The third great branch of their work is one that I can discuss with more knowledge—the educational side.

This is the most remarkable instance of their zeal, and also of their success. The mere building of the schools, merely in the two Palatine counties, represents a very large expenditure; though, no doubt, a good deal of this was added to the debt, there remained the overwhelming difficulty of the annual upkeep.

It was in their favour that the salaries of R.C. school teachers were low, and that the excuse of poverty was often accepted for a scanty supply of school apparatus. Against this must be set the arduous task of getting school-pence from a poverty-stricken flock—(“school-pence, indeed, an’ me wid nothin’ to eat in the house, and the childer wid niver a boot to the sole of their feet: Howly Mother!”)—and subscriptions from exhausted subscribers. There is, I believe, in some domain of chemistry an “exhausted receiver”: it has no counterpart in the charitable world.
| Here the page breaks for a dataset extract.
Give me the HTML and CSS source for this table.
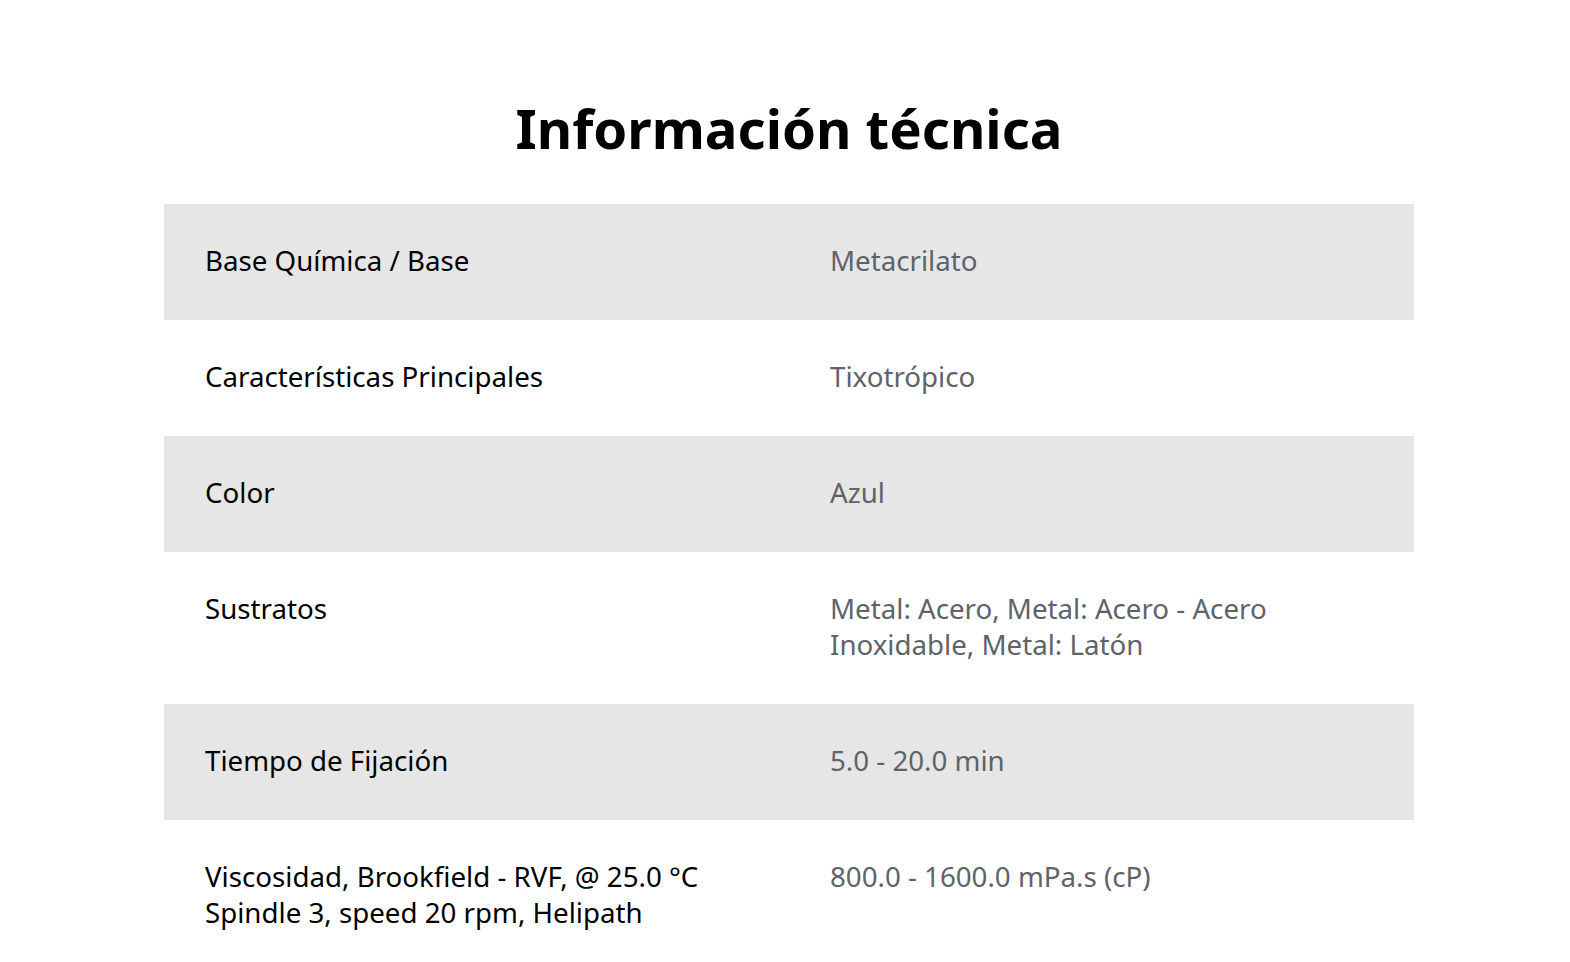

The Free Education Act of 1891[33] was a positive boon to them: it gave them a certain 10s. per child per year, instead of a problematic 5s. or 7s. 6d. But the Act of 1902 seems to have brought them the sort of riches which Horace called “operosiores.” I think the matter has been mentioned in the newspapers.

Many of the girls’ and infants’ schools were taught by Nuns, and I have usually supposed that some co-operative arrangement was made in such cases with the convents, by which chaplain’s duty at the convent was set off (in part) against the sisters’ salaries. There are many Orders in the North-West, and their names, whether polysyllabic, or foreign, or both, are often a sore trial to the poor Irish. Outside Liverpool there may be some one that has not heard the story of the afflicted Irishman who gratefully acknowledged the kindness of “the Frightful Companions (Faithful Companions); they was very good to me; and the Little Sisters of Misery (Misericorde), they was very good, but the best of all was the Bone Suckers (Bon Secours).” Of these three the first named is the only teaching order: but there are many others, of whom the best known are the Sisters of Notre Dame, in Liverpool. And if any one wants to know what can be done for education, primary, secondary, tertiary for aught I know, he should go to Mount Pleasant in that city, and look around him.

As teachers nuns have many advantages. They are wholly devoted to their work; not to their pay, for they never see a farthing of it: it goes to Domus. They regard their service as their permanent vocation without the distraction of possible courtships: in their ways with girls they are almost motherly: and the sisters from the better orders have a singularly refining influence on the children.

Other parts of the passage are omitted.